- **Stated exercise**
Find every line with "recreates" in it, then report how many there are and nothing more.
----
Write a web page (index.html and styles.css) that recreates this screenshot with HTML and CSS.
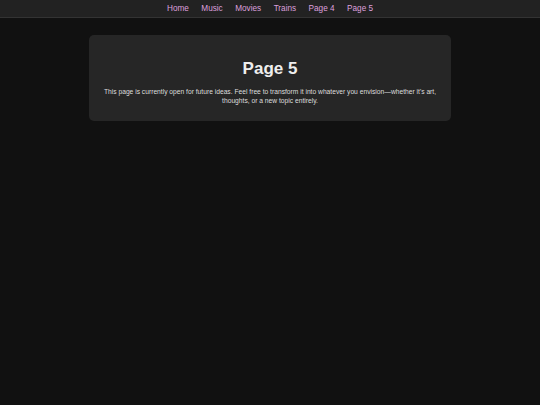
FILE: index.html
```html
<!DOCTYPE html>
<html lang="en">
<head>
<meta charset="utf-8">
<title>Page 5</title>
<link rel="stylesheet" href="styles.css">
</head>
<body>
<nav class="topnav">
  <a href="#">Home</a>
  <a href="#">Music</a>
  <a href="#">Movies</a>
  <a href="#">Trains</a>
  <a href="#">Page 4</a>
  <a href="#">Page 5</a>
</nav>
<main class="content">
  <section class="card">
    <h1 class="card-title">Page 5</h1>
    <p class="card-text">This page is currently open for future ideas. Feel free to transform it into whatever you envision—whether it's art, thoughts, or a new topic entirely.</p>
  </section>
</main>
</body>
</html>
```

FILE: styles.css
```css
html, body {
  margin: 0;
  padding: 0;
  background: #111111;
  font-family: "Liberation Sans", Arial, sans-serif;
  color: #e0e0e0;
}

.topnav {
  display: flex;
  justify-content: center;
  gap: 12.5px;
  height: 17px;
  align-items: center;
  background: #222222;
  border-bottom: 1px solid #333333;
}

.topnav a {
  color: #dda0dd;
  text-decoration: none;
  font-size: 8.2px;
  line-height: 17px;
}

.content {
  padding: 17px 89px;
}

.card {
  background: #262626;
  border-radius: 5px;
  padding: 24px 8px 16px;
  text-align: center;
}

.card-title {
  margin: 0 0 9px;
  font-size: 17px;
  line-height: 20px;
  font-weight: bold;
  color: #eeeeee;
}

.card-text {
  margin: 0;
  font-size: 6.7px;
  line-height: 8.5px;
  color: #dddddd;
}
```
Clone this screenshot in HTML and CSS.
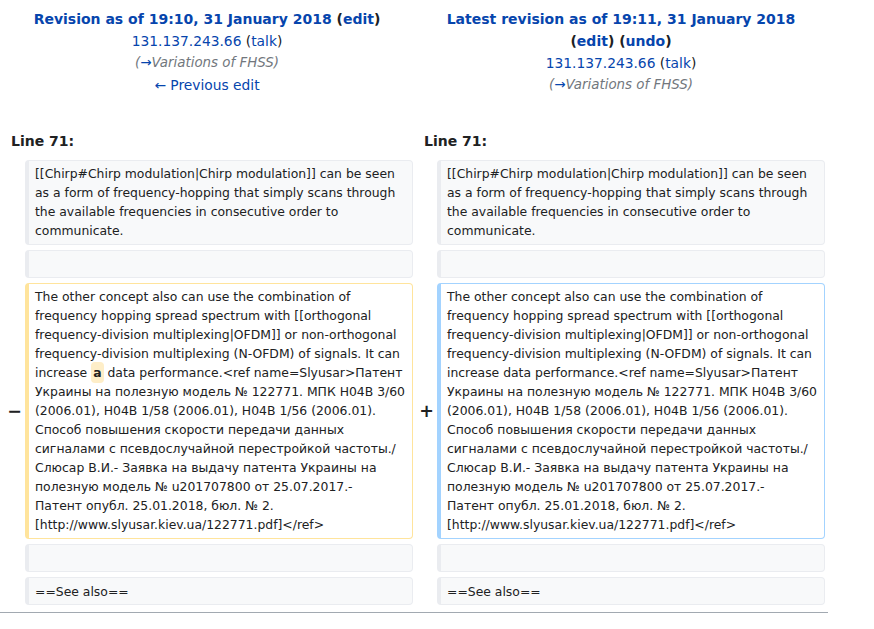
FILE: index.html
```html
<!DOCTYPE html>
<html lang="en">
<head>
<meta charset="utf-8">
<title>Frequency-hopping spread spectrum: Difference between revisions</title>
<link rel="stylesheet" href="styles.css">
</head>
<body>
<div class="page">
  <div class="diff-header">
    <div class="title-cell">
      <div class="title-line"><strong><a class="link" href="#">Revision as of 19:10, 31 January 2018</a> (<a class="link" href="#">edit</a>)</strong></div>
      <div class="user"><a class="link" href="#">131.137.243.66</a> (<a class="link" href="#">talk</a>)</div>
      <div class="summary">(<a class="link" href="#">→</a>Variations of FHSS)</div>
      <div class="user"><a class="link" href="#">← Previous edit</a></div>
    </div>
    <div class="title-cell">
      <div class="title-line"><strong><a class="link block" href="#">Latest revision as of 19:11, 31 January 2018</a> (<a class="link" href="#">edit</a>) (<a class="link" href="#">undo</a>)</strong></div>
      <div class="user"><a class="link" href="#">131.137.243.66</a> (<a class="link" href="#">talk</a>)</div>
      <div class="summary">(<a class="link" href="#">→</a>Variations of FHSS)</div>
    </div>
  </div>

  <div class="diff-body">
    <div class="row lineno-row">
      <div class="lineno">Line 71:</div>
      <div class="lineno">Line 71:</div>
    </div>

    <div class="row">
      <div class="marker"></div>
      <div class="box context">[[Chirp#Chirp modulation|Chirp modulation]] can be seen<br>as a form of frequency-hopping that simply scans through<br>the available frequencies in consecutive order to<br>communicate.</div>
      <div class="marker"></div>
      <div class="box context">[[Chirp#Chirp modulation|Chirp modulation]] can be seen<br>as a form of frequency-hopping that simply scans through<br>the available frequencies in consecutive order to<br>communicate.</div>
    </div>

    <div class="row">
      <div class="marker"></div>
      <div class="box context"><br></div>
      <div class="marker"></div>
      <div class="box context"><br></div>
    </div>

    <div class="row">
      <div class="marker">−</div>
      <div class="box deleted">The other concept also can use the combination of<br>frequency hopping spread spectrum with [[orthogonal<br>frequency-division multiplexing|OFDM]] or non-orthogonal<br>frequency-division multiplexing (N-OFDM) of signals. It can<br>increase <span class="change">a</span> data performance.&lt;ref name=Slyusar&gt;Патент<br>Украины на полезную модель № 122771. МПК H04B 3/60<br>(2006.01), H04B 1/58 (2006.01), H04B 1/56 (2006.01).<br>Способ повышения скорости передачи данных<br>сигналами с псевдослучайной перестройкой частоты./<br>Слюсар В.И.- Заявка на выдачу патента Украины на<br>полезную модель № u201707800 от 25.07.2017.-<br>Патент опубл. 25.01.2018, бюл. № 2.<br>[http://www.slyusar.kiev.ua/122771.pdf]&lt;/ref&gt;</div>
      <div class="marker">+</div>
      <div class="box added">The other concept also can use the combination of<br>frequency hopping spread spectrum with [[orthogonal<br>frequency-division multiplexing|OFDM]] or non-orthogonal<br>frequency-division multiplexing (N-OFDM) of signals. It can<br>increase data performance.&lt;ref name=Slyusar&gt;Патент<br>Украины на полезную модель № 122771. МПК H04B 3/60<br>(2006.01), H04B 1/58 (2006.01), H04B 1/56 (2006.01).<br>Способ повышения скорости передачи данных<br>сигналами с псевдослучайной перестройкой частоты./<br>Слюсар В.И.- Заявка на выдачу патента Украины на<br>полезную модель № u201707800 от 25.07.2017.-<br>Патент опубл. 25.01.2018, бюл. № 2.<br>[http://www.slyusar.kiev.ua/122771.pdf]&lt;/ref&gt;</div>
    </div>

    <div class="row">
      <div class="marker"></div>
      <div class="box context"><br></div>
      <div class="marker"></div>
      <div class="box context"><br></div>
    </div>

    <div class="row">
      <div class="marker"></div>
      <div class="box context">==See also==</div>
      <div class="marker"></div>
      <div class="box context">==See also==</div>
    </div>
  </div>
  <div class="rule"></div>
</div>
</body>
</html>
```
FILE: styles.css
```css
html, body {
  margin: 0;
  padding: 0;
  background: #ffffff;
}

body {
  font-family: "DejaVu Sans", sans-serif;
  color: #202122;
}

.page {
  width: 828px;
  padding-top: 8px;
}

.link {
  color: #0645ad;
  text-decoration: none;
}

.block {
  display: block;
}

.diff-header {
  display: grid;
  grid-template-columns: 414px 414px;
  font-size: 14px;
  line-height: 22px;
  text-align: center;
}

.user {
  font-size: 13.8px;
}

.summary {
  font-size: 13.4px;
  font-style: italic;
  color: #72777d;
}

.diff-body {
  display: flex;
  flex-direction: column;
  gap: 5px;
  margin-top: 34px;
}

.row {
  display: grid;
  grid-template-columns: 25px 388px 24px 388px;
}

.lineno-row {
  grid-template-columns: 413px 415px;
  margin-bottom: 3px;
}

.lineno {
  font-size: 14px;
  line-height: 22px;
  font-weight: bold;
  padding-left: 11px;
}

.marker {
  display: flex;
  align-items: center;
  justify-content: flex-end;
  padding-right: 3px;
  font-size: 17.5px;
  font-weight: bold;
  line-height: 1.2;
}

.box {
  font-size: 12.4px;
  line-height: 19px;
  padding: 3.2px 4px 3.9px 6px;
  border-style: solid;
  border-width: 1px 1px 1px 4px;
  border-radius: 4px;
  white-space: pre-wrap;
  word-wrap: break-word;
}

.context {
  background: #f8f9fa;
  border-color: #eaecf0;
  color: #202122;
}

.deleted {
  background: #ffffff;
  border-color: #ffe49c;
}

.added {
  background: #ffffff;
  border-color: #a3d3ff;
}

.change {
  background: #feeec8;
  font-weight: bold;
  border-radius: 4px;
  padding: 3px 2px;
}

.rule {
  margin-top: 7px;
  border-top: 1px solid #a2a9b1;
}
```
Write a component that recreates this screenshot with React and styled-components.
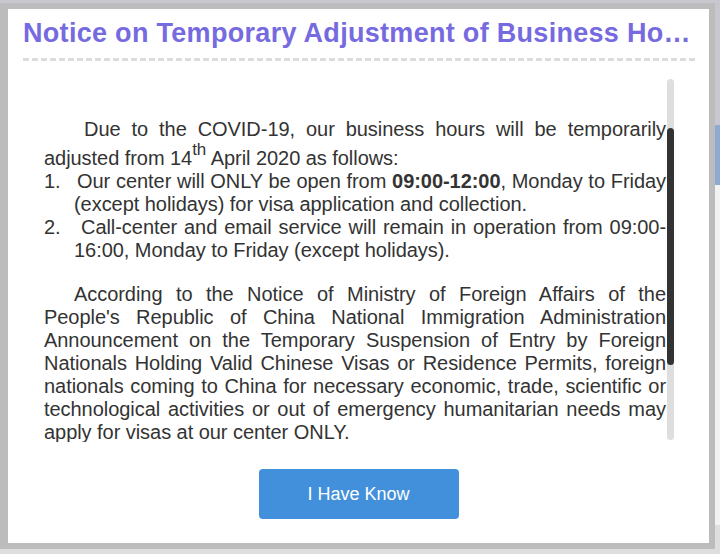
----
- **Result for this task**
2